There is nothing much to report this week except for an almost complete lack of family history activity. Whilst time has been an issue, as always, the main cause of this in-activity has been a lack of motivation.

I just haven’t really been inspired to sit down and do any family history this week. About the only positive thing that happened this week was the addition of three or four new relatives to my tree.

I realised that with a very small amount of work I would be able to add a seventh cousin. There was no real benefit to gained from doing this but it seemed like a fun thing to do at the time and nice to be able to say that I have a seventh cousin.

Challenging times: Sorting out Patrick Vaughan’s information

Given my current lack of motivation it seems unlikely that I am going get around to sorting out Patrick Vaughan’s information. It would probably be better for me to find another more interesting project (more interesting than sorting out files) to get me back on track.

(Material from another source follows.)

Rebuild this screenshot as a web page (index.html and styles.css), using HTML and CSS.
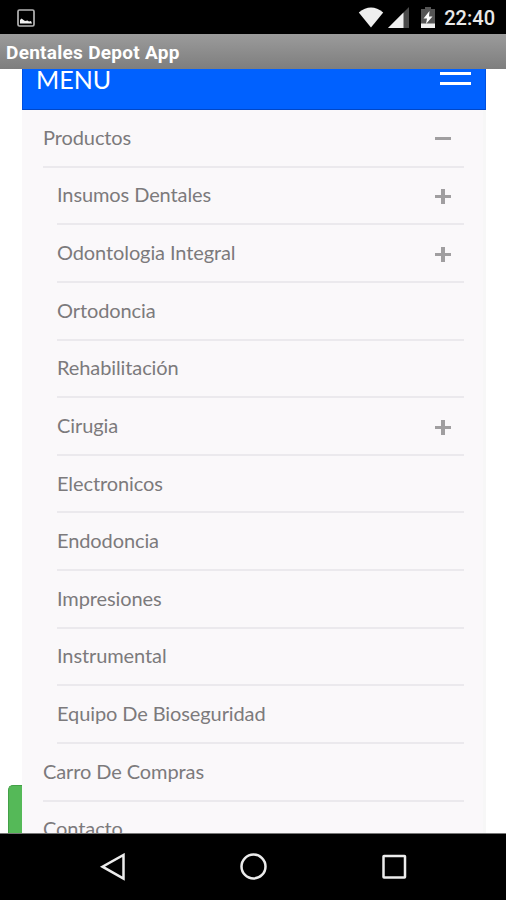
FILE: index.html
```html
<!DOCTYPE html>
<html lang="es">
<head>
  <meta charset="UTF-8">
  <meta name="viewport" content="width=device-width, initial-scale=1.0">
  <title>Dentales Depot App</title>
  <link rel="stylesheet" href="styles.css">
</head>
<body>
  <div id="app">
    <div class="status">
      <svg class="picture" width="18" height="18" viewBox="0 0 18 18">
        <rect x="1" y="1" width="16" height="16" rx="1.5" fill="none" stroke="#b4b4b4" stroke-width="1.7"/>
        <path d="M3 14.5V11l1.500-1.500L6.500 11l1.500 1 2.500-.5 1.500 1 2-.5 1 2.500z" fill="#f2f2f2"/>
      </svg>
      <div class="signals">
        <svg class="wifi" width="26" height="21" viewBox="0 0 26 21">
          <path d="M.8 5.500Q13-4.500 25.200 5.500L13 20.500z" fill="#efefef"/>
        </svg>
        <svg class="cell" width="22" height="21" viewBox="0 0 22 21">
          <path d="M21 0V21H0z" fill="#4a4a4a"/>
          <path d="M15.500 5.500V21H0z" fill="#efefef"/>
        </svg>
        <svg class="battery" width="14" height="21" viewBox="0 0 14 21">
          <path d="M4 0h6v2h4v19H0V2h4z" fill="#555"/>
          <path d="M0 16.500h14V21H0z" fill="#efefef"/>
          <path d="M8.500 4L2.500 11.500h3.500L5 17l6.500-7.500H8z" fill="#fff"/>
        </svg>
        <span class="time">22:40</span>
      </div>
    </div>
    <div class="tit">Dentales Depot App</div>
    <div class="web">
      <i class="green"></i>
      <div class="menu">
        <div class="menu-top">
          <span>MENU</span>
          <i class="bars"></i>
        </div>
        <ul>
          <li>Productos<i class="minus"></i></li>
          <li class="sub">Insumos Dentales<i class="plus"></i></li>
          <li class="sub">Odontologia Integral<i class="plus"></i></li>
          <li class="sub">Ortodoncia</li>
          <li class="sub">Rehabilitación</li>
          <li class="sub">Cirugia<i class="plus"></i></li>
          <li class="sub">Electronicos</li>
          <li class="sub">Endodoncia</li>
          <li class="sub">Impresiones</li>
          <li class="sub">Instrumental</li>
          <li class="sub">Equipo De Bioseguridad</li>
          <li>Carro De Compras</li>
          <li>Contacto</li>
        </ul>
      </div>
    </div>
    <div class="nav">
      <svg width="28" height="28" viewBox="0 0 28 28"><path d="M24.500 2v23.500L3.500 13.700z"/></svg>
      <svg width="28" height="28" viewBox="0 0 28 28"><circle cx="13.500" cy="13.500" r="12"/></svg>
      <svg width="28" height="28" viewBox="0 0 28 28"><rect x="3.500" y="3" width="21.500" height="21.500" rx=".5"/></svg>
    </div>
  </div>
</body>
</html>
```
FILE: styles.css
```css
*{
  margin: 0;
  padding: 0;
  box-sizing: border-box;
}
#app{
  width: 100%;
  height: 900px;
  display: flex;
  flex-direction: column;
  overflow: hidden;
  background-color: #fff;
}
.status{
  height: 34px;
  flex: none;
  display: flex;
  justify-content: space-between;
  padding: 0 11px 0 17px;
  background-color: #000;
}
.status .picture{
  margin-top: 9px;
}
.status .signals{
  display: flex;
}
.status .wifi{
  margin: 7px 4px 0 0;
}
.status .cell{
  margin: 7px 11px 0 0;
}
.status .battery{
  margin: 7px 9px 0 0;
}
.status .time{
  line-height: 37px;
  font-size: 20px;
  font-family: Roboto, sans-serif;
  font-weight: 500;
  color: #e8e8e8;
}
.tit{
  height: 35px;
  flex: none;
  line-height: 37px;
  padding-left: 6px;
  background: linear-gradient(#9b9b9b, #7e7e7e);
  font-size: 19px;
  font-family: Roboto, sans-serif;
  font-weight: 700;
  letter-spacing: .28px;
  color: #fff;
}
.web{
  height: 765px;
  flex: none;
  display: flex;
  overflow: hidden;
  padding-left: 8px;
  border-bottom: 1px solid #777;
}
.web .green{
  width: 14px;
  height: 60px;
  margin-top: 716px;
  flex: none;
  background-color: #55b958;
  border-left: 1px solid #43a047;
  border-top: 1px solid #43a047;
  border-top-left-radius: 5px;
}
.menu{
  width: 464px;
  flex: none;
  font-family: Lato, sans-serif;
}
.menu-top{
  height: 41px;
  display: flex;
  justify-content: space-between;
  padding: 0 14px 0 13px;
  background-color: #0061ff;
  border: 1px solid #0050e0;
  border-top: 0;
  border-bottom: 1px solid #0047c8;
}
.menu-top span{
  line-height: 21px;
  font-size: 25px;
  color: #fff;
}
.menu-top .bars{
  width: 31px;
  height: 13px;
  margin-top: 3px;
  border-top: 3px solid #fff;
  border-bottom: 3px solid #fff;
}
.menu ul{
  height: 730px;
  padding: 0 19px 0 21px;
  list-style: none;
  background-color: #faf8fa;
  border-right: 3px solid #f7f7f7;
}
.menu li{
  height: 57.640px;
  display: flex;
  justify-content: space-between;
  align-items: center;
  padding: 0 13px 2px 0;
  border-bottom: 2px solid #ebe9ed;
  font-size: 20px;
  letter-spacing: -.1px;
  color: #7c7a7c;
}
.menu li.sub{
  margin-left: 14px;
}
.menu .minus{
  width: 16px;
  height: 3px;
  margin-top: 4px;
  background-color: #a09ea0;
}
.menu .plus{
  width: 16px;
  height: 15px;
  margin-top: 5px;
  background: linear-gradient(#a09ea0, #a09ea0) center / 16px 3px no-repeat, linear-gradient(#a09ea0, #a09ea0) center / 4px 15px no-repeat;
}
.nav{
  height: 66px;
  flex: none;
  display: flex;
  justify-content: space-between;
  padding: 19px 98px 0 99px;
  background-color: #000;
}
.nav svg{
  fill: none;
  stroke: #ececec;
  stroke-width: 2.500;
}
```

Kent parish registers on familysearch.org

I made several attempts to access images of Kent parish registers on familysearch.org, hoping that at last I might be able to go back a bit further with my Gasson ancestors.

Unfortunately I was unable to view a single image for any of the parishes I tried, I don’t know if it was me or the website, but I tried nearly everyday with the same result. Maybe next week I will be more successful.

There is another potential distraction coming up this week with a change in the weather coming at last. Hopefully it will be dry and warm enough for me to contemplate at least one decent evening walk this week.